Passou a ser de interesse das próprias Forças a punição exemplar dos militares envolvidos na articulação golpista. Sem isso, será impossível virar a página e sua imagem continuará a se deteriorar. Bolsonaro e os militares que se envolveram em seus planos fizeram mal à imagem da instituição. Segundo pesquisa recente do Datafolha, 61% dos entrevistados consideram que oficiais das FFAA estiveram envolvidos em irregularidades no governo Bolsonaro.
Não se conhece, de todo, a extensão e profundidade da infiltração bolsonarista no estamento militar. O simples fato de um dos três membros mais altos de sua cadeia de comando ter apoiado o golpe já é uma evidência da gravidade. Passar a limpo e cortar na própria carne é pré-condição para as Forças Armadas se livrarem do manto de suspeição que paira sobre ela.

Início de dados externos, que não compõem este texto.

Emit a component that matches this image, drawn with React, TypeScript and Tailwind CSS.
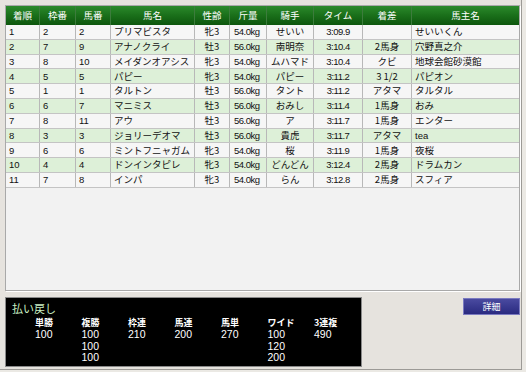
import React from "react";

const cjk = { fontFamily: '"Noto Sans CJK JP", "Liberation Sans", sans-serif' };
const lat = { fontFamily: '"Liberation Sans", "Noto Sans CJK JP", sans-serif' };

const headers = ["着順", "枠番", "馬番", "馬名", "性齢", "斤量", "騎手", "タイム", "着差", "馬主名"];

const rows: string[][] = [
  ["1", "2", "2", "プリマビスタ", "牝3", "54.0kg", "せいい", "3:09.9", "", "せいいくん"],
  ["2", "7", "9", "アナノクライ", "牡3", "56.0kg", "南明奈", "3:10.4", "2馬身", "穴野真之介"],
  ["3", "8", "10", "メイダンオアシス", "牝3", "54.0kg", "ムハマド", "3:10.4", "クビ", "地球会館砂漠館"],
  ["4", "5", "5", "パピー", "牝3", "54.0kg", "パピー", "3:11.2", "3 1/2", "パピオン"],
  ["5", "1", "1", "タルトン", "牡3", "56.0kg", "タント", "3:11.2", "アタマ", "タルタル"],
  ["6", "6", "7", "マニミス", "牡3", "56.0kg", "おみし", "3:11.4", "1馬身", "おみ"],
  ["7", "8", "11", "アウ", "牡3", "56.0kg", "ア", "3:11.7", "1馬身", "エンター"],
  ["8", "3", "3", "ジョリーデオマ", "牡3", "56.0kg", "貴虎", "3:11.7", "アタマ", "tea"],
  ["9", "6", "6", "ミントフニャガム", "牝3", "54.0kg", "桜", "3:11.9", "1馬身", "夜桜"],
  ["10", "4", "4", "ドンインタピレ", "牝3", "54.0kg", "どんどん", "3:12.4", "2馬身", "ドラムカン"],
  ["11", "7", "8", "インパ", "牝3", "54.0kg", "らん", "3:12.8", "2馬身", "スフィア"],
];

const grid = "grid grid-cols-[34px_36px_35px_84px_35px_37px_47px_49px_49px_1fr]";

const cellAlign = [
  "justify-start pl-[3px]",
  "justify-start pl-[3px]",
  "justify-start pl-[3px]",
  "justify-start pl-[3px]",
  "justify-center",
  "justify-start pl-[4px]",
  "justify-center",
  "justify-center",
  "justify-center",
  "justify-start pl-[3px]",
];

const payLabels = ["単勝", "複勝", "枠連", "馬連", "馬単", "ワイド", "3連複"];
const payValues: string[][] = [["100"], ["100", "100", "100"], ["210"], ["200"], ["270"], ["100", "120", "200"], ["490"]];

export default function App() {
  return (
    <div className="w-[526px] h-[372px] bg-[#ebe9e4] overflow-hidden">
      <div className="w-[522px] h-[370px] bg-[#e6e3de] border-r border-b border-[#9c9a96] pt-[5px] pl-[5px]">
        <div className="w-[515px] h-[286px] bg-[#f2f2f2] border border-[#a9a9a9] shadow-[1px_1px_0_#ffffff] overflow-hidden">
          <div className={`${grid} h-[19px] bg-gradient-to-b from-[#2b8a2b] via-[#1a6f1a] to-[#0d560d]`}>
            {headers.map((h, i) => (
              <div
                key={i}
                className="flex items-center justify-center text-white text-[9.5px] border-r border-[#3c7c3c] last:border-r-0"
                style={cjk}
              >
                {h}
              </div>
            ))}
          </div>
          {rows.map((r, ri) => (
            <div
              key={ri}
              className={`${grid} h-[14.8px] border-b border-[#c4c4c4] ${ri % 2 === 1 ? "bg-[#ddf0d8]" : "bg-[#f6f6f6]"}`}
            >
              {r.map((c, ci) => (
                <div
                  key={ci}
                  className={`flex items-center ${cellAlign[ci]} text-[9.5px] leading-none text-[#111] border-r border-[#b8b8b8] last:border-r-0 whitespace-nowrap overflow-hidden ${ci === 5 || ci === 7 ? "tracking-[-0.5px]" : ""}`}
                  style={/^[0-9.:a-z ]+$/.test(c) ? lat : cjk}
                >
                  {c}
                </div>
              ))}
            </div>
          ))}
        </div>
        <div className="flex justify-between items-start mt-[6px] w-[515px]">
          <div className="w-[357px] h-[70px] bg-black border border-[#8a8a8a]">
            <div className="text-[11px] leading-[13px] text-[#c9efc3] pl-[6px] pt-[4px]" style={cjk}>
              払い戻し
            </div>
            <div className="flex pl-[29px] mt-[1px]">
              {payLabels.map((l, i) => (
                <div key={i} className="w-[46.5px] flex flex-col">
                  <div className="text-[9px] leading-[13px] text-white font-bold" style={cjk}>
                    {l}
                  </div>
                  {payValues[i].map((v, vi) => (
                    <div key={vi} className="text-[10.5px] leading-[11.5px] text-white" style={lat}>
                      {v}
                    </div>
                  ))}
                </div>
              ))}
            </div>
          </div>
          <div
            className="w-[57px] h-[17px] mt-[1px] flex items-center justify-center bg-gradient-to-b from-[#4a4aa0] to-[#2a2a80] border border-[#7a7ac0] text-white text-[9px]"
            style={cjk}
          >
            詳細
          </div>
        </div>
      </div>
    </div>
  );
}
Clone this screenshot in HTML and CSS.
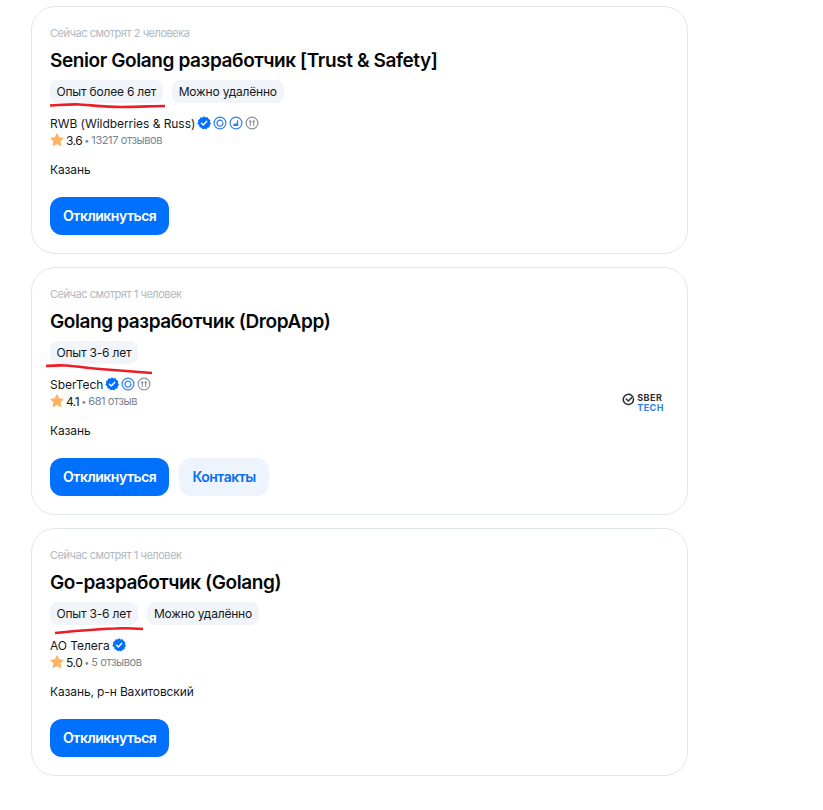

Não se deve cobrar apenas dos militares. Como sucessivamente se queixou o ex-ministro da Defesa Raul Jungmann, o Congresso Nacional furta-se de sua obrigação de debater a política de defesa nacional e qual a formação necessária a ser dada aos nossos militares e os valores a serem disseminados nas academias militares. O primado do Poder Civil não pode ser um exercício de retórica. Ele só será uma realidade se cumprir a sua obrigação de dar a diretriz às Forças Armadas. A omissão do Poder Executivo e do Congresso Nacional contribui para que o joio se misture com o trigo.
O país necessita das Forças Armadas capacitadas e equipadas para assegurar a defesa da nação, imbuídas de uma cultura democrática e que se reencontre com os brasileiros. Esse processo só logrará êxito se for conduzido em parceria com a cadeia de comando. Ou seja, com os militares e não contra os militares.
Este artigo foi originalmente publicado no Blog do Noblat, em 27/8/2023.